7/2/12

Admitirlo aunque duela

Reconocer errores es desagradable, principalmente cuando se sospecha que se había actuado bien. Un episodio de la comedia Seinfeld expone con gracia esta agria zona de la vida.
George Costanza va con Jerry a Los Angeles. Mientras espera que el amigo termine su participación en un espectáculo, se pone a charlar con dos estrellas y les dice cómo mejorar sus programas. Para qué… Cuando estas personas son entrevistadas, ridiculizan las sugerencias de George, quien mira serio cuán lejos estaban sus expectativas de la realidad al tiempo en que los demás espectadores ríen a carcajadas.

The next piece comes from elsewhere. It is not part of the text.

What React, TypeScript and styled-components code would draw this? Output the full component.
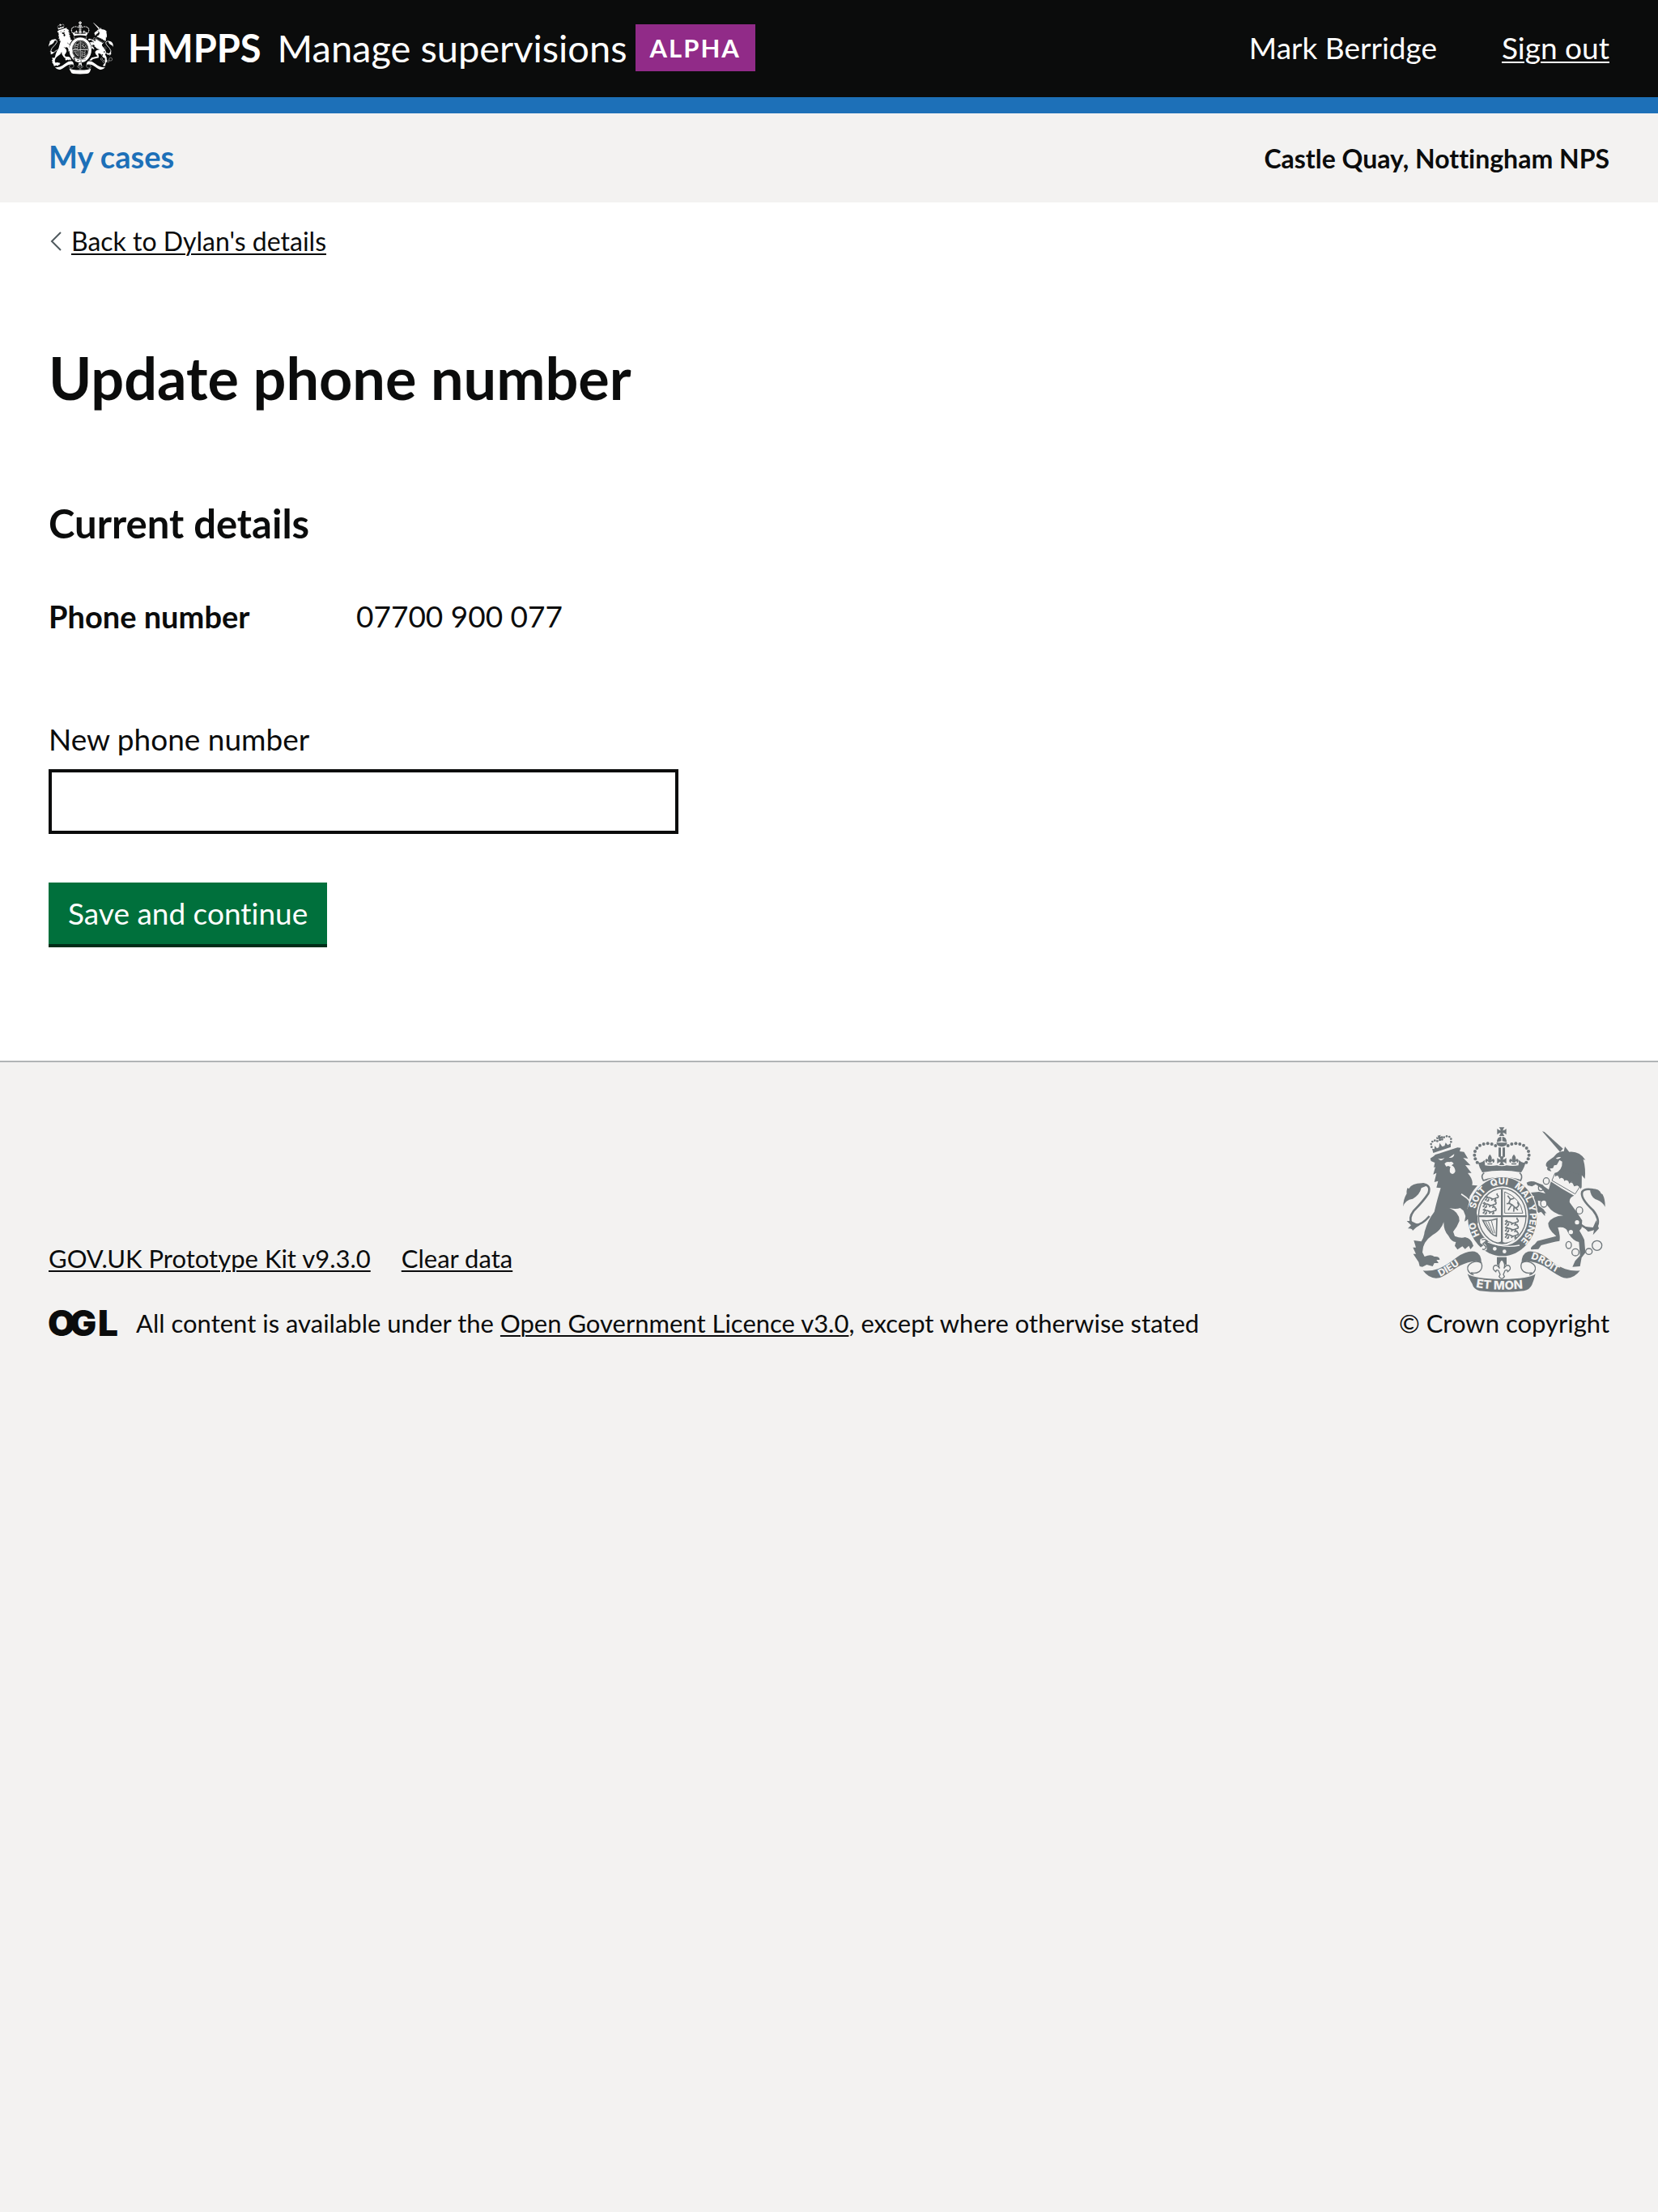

La mala noticia es que George la sacó barata; ninguno de sus compañeros de tribuna sabían que era él quien había originado la burla de las figuras. Un trago amargo, aunque con el beneficio del anonimato. Peor es cuando los otros están al tanto de que es uno le erró feo. Ejemplo: uno le asegura a su amigo invitado a cenar que puede dejar el auto en la calle, total es rarísimo el granizo nocturno. Al rato, la piedra estraga el coche y el amigo tiene todas las ganas de dejar de serlo. Sostenerle la mirada es más difícil que comer sin abrir la boca.
Pedir disculpas es un deber. Ofrecer el pago del arreglo también.
Algunos se exceden y dejan de hablar para esquivar dolores de cabeza. Otros le echan la culpa al pronóstico meteorológico.
Las conclusiones son obvias: los primeros confunden revisión de conductas con castigos abusivos sobre otros –quien no habla retacea información- y sobre sí mismos –quien no se expresa, sufre-. Los que eligen escudarse en terceros seguirán cometiendo faltas, entre otras la de la cobardía y la soberbia.